I basically agree with what Tarq and Martin have said, but I'll try 
to summarise it from my point of view. 
 
Cyclops has always been rather withdrawn and brooding.  (And thanks 
to the wonders of backhistory we can probably ascribe this to 
unresolved trauma from being messed with in Mr Sinister's orphanage, 
but that's by-the-by.)  Apart from being a naturally intorverted 
personality with worse-than-average social skills, he also got to 
brood about the burdens of leadership, etc.  Put this all together 
and, yes, he can all-too-often act like a prick.
 
But selfish prick?  Hmm.  Well, for any comic character with a long 
enough publishing history there are probably examples that support 
both sides of the argument.  But for me the line between whether his 
being a prick is in-character or out-of-character is whether it *is*
SELFISH.  For me Cyclops as a character has a lot of leeway to get 
away with an awful lot if he's doing something for the 'greater good'.

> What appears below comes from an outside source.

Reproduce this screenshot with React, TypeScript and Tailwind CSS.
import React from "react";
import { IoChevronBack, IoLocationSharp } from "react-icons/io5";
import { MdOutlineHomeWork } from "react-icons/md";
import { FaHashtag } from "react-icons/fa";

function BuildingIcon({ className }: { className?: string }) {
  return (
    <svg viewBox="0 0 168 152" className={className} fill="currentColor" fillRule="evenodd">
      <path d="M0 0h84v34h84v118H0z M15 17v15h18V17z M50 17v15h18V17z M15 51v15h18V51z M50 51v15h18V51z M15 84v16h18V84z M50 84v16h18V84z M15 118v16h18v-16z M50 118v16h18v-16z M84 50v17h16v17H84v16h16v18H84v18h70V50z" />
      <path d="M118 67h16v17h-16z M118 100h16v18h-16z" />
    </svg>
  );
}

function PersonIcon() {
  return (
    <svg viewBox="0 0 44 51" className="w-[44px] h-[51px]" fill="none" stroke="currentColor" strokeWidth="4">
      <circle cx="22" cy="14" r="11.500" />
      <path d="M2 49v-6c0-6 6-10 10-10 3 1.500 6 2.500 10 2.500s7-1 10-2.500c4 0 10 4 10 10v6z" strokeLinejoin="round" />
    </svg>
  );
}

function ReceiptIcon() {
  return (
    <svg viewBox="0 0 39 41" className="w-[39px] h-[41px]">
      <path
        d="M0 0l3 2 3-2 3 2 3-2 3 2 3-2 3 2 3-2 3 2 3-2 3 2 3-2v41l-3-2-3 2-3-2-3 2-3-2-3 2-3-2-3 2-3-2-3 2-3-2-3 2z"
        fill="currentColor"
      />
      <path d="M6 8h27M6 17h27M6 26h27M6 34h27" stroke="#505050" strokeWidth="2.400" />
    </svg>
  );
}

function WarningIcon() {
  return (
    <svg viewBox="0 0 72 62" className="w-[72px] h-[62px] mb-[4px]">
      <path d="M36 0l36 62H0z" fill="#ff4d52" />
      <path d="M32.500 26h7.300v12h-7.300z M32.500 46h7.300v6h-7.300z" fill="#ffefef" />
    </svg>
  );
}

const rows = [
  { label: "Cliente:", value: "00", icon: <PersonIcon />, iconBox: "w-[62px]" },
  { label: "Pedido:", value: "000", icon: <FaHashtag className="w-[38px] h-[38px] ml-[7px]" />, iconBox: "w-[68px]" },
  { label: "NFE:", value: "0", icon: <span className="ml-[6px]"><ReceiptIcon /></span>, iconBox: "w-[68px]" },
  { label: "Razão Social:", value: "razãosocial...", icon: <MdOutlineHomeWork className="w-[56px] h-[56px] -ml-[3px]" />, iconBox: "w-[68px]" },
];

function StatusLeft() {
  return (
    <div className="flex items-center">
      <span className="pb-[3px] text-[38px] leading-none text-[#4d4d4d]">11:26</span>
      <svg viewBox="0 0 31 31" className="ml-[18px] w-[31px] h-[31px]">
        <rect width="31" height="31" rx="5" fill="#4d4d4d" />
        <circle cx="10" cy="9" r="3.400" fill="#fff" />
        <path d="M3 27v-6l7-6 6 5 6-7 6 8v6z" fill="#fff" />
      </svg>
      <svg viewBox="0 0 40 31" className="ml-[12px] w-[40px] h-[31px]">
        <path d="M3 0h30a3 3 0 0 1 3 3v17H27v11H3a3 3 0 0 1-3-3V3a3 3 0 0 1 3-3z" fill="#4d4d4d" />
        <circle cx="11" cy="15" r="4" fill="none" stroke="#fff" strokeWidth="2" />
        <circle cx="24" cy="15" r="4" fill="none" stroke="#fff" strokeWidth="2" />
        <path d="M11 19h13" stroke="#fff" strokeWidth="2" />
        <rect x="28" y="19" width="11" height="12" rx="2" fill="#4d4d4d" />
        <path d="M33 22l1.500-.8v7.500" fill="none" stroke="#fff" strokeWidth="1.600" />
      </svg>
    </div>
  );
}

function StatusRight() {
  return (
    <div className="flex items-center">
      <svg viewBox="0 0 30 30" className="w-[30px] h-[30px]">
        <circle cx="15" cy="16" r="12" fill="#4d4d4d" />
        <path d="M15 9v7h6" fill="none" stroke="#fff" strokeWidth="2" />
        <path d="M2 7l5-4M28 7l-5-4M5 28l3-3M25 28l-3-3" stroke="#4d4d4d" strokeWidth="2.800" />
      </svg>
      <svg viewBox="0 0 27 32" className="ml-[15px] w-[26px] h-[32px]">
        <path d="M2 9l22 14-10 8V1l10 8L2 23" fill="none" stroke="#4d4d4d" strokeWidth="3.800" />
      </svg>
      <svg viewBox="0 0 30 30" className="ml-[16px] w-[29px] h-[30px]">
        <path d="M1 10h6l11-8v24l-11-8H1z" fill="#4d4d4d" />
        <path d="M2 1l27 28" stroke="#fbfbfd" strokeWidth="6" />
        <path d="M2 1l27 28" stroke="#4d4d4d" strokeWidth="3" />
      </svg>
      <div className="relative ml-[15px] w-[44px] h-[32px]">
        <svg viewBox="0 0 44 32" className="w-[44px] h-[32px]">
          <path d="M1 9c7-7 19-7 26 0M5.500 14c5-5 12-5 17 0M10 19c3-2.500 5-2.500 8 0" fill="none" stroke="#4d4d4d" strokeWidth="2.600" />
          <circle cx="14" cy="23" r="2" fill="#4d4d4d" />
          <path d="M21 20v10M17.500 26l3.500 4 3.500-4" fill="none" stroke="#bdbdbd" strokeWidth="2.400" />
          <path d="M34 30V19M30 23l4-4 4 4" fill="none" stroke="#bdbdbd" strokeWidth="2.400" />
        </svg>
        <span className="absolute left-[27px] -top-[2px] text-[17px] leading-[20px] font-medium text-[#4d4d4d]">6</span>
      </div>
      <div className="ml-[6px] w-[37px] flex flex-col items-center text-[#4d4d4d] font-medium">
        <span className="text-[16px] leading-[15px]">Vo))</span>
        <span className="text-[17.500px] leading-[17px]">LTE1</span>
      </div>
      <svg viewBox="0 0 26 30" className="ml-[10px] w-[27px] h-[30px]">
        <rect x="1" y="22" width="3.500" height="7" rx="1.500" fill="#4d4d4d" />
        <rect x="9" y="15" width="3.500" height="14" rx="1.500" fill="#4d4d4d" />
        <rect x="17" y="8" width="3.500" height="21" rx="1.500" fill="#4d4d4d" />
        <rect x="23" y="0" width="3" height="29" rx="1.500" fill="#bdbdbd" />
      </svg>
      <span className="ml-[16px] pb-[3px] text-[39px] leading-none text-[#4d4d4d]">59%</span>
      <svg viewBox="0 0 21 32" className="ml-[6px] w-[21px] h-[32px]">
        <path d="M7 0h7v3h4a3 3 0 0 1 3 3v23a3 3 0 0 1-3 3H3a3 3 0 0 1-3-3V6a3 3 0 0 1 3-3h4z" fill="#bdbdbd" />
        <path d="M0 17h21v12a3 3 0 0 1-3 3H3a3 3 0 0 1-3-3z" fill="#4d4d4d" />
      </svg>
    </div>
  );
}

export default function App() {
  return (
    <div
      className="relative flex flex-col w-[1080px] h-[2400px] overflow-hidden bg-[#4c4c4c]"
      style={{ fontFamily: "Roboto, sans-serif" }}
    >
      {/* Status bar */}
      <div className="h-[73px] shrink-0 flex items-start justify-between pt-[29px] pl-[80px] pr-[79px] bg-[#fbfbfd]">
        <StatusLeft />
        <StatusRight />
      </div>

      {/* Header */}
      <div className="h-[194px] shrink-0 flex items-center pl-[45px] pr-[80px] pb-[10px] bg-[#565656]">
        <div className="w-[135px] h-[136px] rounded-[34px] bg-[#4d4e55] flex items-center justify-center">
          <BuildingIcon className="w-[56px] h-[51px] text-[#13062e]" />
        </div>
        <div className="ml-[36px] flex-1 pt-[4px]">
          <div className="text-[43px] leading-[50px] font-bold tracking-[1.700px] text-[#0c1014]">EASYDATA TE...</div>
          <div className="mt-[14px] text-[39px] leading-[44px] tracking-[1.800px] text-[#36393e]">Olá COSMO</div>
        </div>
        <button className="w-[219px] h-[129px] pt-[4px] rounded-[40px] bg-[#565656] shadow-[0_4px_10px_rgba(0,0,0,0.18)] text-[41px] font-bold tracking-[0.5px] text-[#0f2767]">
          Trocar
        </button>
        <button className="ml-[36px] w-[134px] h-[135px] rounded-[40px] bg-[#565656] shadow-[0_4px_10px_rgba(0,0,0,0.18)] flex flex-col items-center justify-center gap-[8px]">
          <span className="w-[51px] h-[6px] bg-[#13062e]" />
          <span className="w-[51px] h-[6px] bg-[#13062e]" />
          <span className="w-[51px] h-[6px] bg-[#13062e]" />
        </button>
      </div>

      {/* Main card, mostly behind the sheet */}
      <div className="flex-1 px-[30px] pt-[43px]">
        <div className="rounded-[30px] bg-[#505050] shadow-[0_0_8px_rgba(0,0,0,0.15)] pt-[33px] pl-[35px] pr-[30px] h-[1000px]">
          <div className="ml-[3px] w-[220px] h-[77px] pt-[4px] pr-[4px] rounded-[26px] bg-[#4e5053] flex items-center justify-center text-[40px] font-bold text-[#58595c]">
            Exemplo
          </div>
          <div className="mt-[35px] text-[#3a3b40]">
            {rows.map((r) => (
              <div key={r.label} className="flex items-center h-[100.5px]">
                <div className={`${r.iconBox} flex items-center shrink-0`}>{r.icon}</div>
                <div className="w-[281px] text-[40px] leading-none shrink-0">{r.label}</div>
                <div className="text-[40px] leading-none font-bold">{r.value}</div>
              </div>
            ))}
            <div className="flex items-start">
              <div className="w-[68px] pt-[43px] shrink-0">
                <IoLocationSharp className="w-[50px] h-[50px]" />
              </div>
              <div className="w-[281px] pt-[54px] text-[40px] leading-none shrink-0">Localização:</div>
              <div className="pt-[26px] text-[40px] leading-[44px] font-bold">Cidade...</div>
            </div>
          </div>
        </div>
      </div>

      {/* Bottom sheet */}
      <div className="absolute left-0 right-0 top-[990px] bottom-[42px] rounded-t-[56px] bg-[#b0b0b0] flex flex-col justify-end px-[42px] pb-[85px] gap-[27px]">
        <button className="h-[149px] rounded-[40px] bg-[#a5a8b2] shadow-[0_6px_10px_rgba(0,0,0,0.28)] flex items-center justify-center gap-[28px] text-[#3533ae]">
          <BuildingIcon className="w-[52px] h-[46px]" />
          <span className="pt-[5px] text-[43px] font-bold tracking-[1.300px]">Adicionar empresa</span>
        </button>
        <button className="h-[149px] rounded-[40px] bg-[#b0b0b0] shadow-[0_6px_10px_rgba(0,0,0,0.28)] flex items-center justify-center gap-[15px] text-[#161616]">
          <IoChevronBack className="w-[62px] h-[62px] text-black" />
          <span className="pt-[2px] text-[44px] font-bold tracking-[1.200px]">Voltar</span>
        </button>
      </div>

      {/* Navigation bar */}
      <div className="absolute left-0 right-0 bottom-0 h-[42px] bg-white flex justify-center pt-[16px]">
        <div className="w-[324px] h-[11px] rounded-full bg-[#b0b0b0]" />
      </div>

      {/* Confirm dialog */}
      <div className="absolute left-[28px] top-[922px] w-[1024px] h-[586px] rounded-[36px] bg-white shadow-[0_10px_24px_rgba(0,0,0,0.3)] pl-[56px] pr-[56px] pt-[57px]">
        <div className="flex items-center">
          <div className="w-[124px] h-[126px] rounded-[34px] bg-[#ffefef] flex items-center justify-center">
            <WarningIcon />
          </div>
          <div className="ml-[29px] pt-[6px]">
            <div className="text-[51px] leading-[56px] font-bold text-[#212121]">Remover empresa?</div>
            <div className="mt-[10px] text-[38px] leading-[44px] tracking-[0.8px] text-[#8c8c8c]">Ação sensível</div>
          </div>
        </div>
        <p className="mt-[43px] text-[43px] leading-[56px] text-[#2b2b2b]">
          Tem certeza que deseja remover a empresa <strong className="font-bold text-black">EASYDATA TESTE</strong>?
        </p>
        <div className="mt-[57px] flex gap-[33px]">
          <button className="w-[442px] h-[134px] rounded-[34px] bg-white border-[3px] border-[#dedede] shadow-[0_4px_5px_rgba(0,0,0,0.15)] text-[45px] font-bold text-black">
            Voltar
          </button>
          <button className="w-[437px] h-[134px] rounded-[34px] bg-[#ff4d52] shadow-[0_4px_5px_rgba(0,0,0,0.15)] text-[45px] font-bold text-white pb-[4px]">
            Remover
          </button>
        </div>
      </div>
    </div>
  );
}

The asking-Maddie-Pryo-if-she's-Pheonix-returned is a good example: 
it's incredibly insensitive on a personal level, but it's also the 
type of hard question for the good of the team/the world that Cyclops 
hasn't/shouldn't be afraid to ask (and then angst about later when he 
realises he's stuffed up).
 
But the abandoning-his-wife-to-rejoing-his-old-teammates-including-
his-resurrected-exgirlfriend was AFAICT pure selfishness.  He had 
given up his responsibilities as of team leader of the X-Men to Storm 
and clearly had family responsibilities to his wife and son.  One 
could argue that his disappointment at losing the team leadership 
was clouding his judgement at this point: but to me that only 
explains why he might be tempted to do what he did rather than 
justify actually doing it.  For exactly the reasons I just outlined 
I would have expected better of Cyclop's sense of responsibility: 
he should have done the right thing (no matter his personal 
preferences) rather than selfish thing. 
 
Perhaps I'm being too much of an over-assertive fanboy in picking-
and-choosing what's in-caharcter and what's not, and then insisting 
that the character should be written to my preferences.  But to me 
putting Cyclops in the original X-Factor just to fit the high concept 
was badly out of character for him.  
 
Does that make sense, or am I just waffling?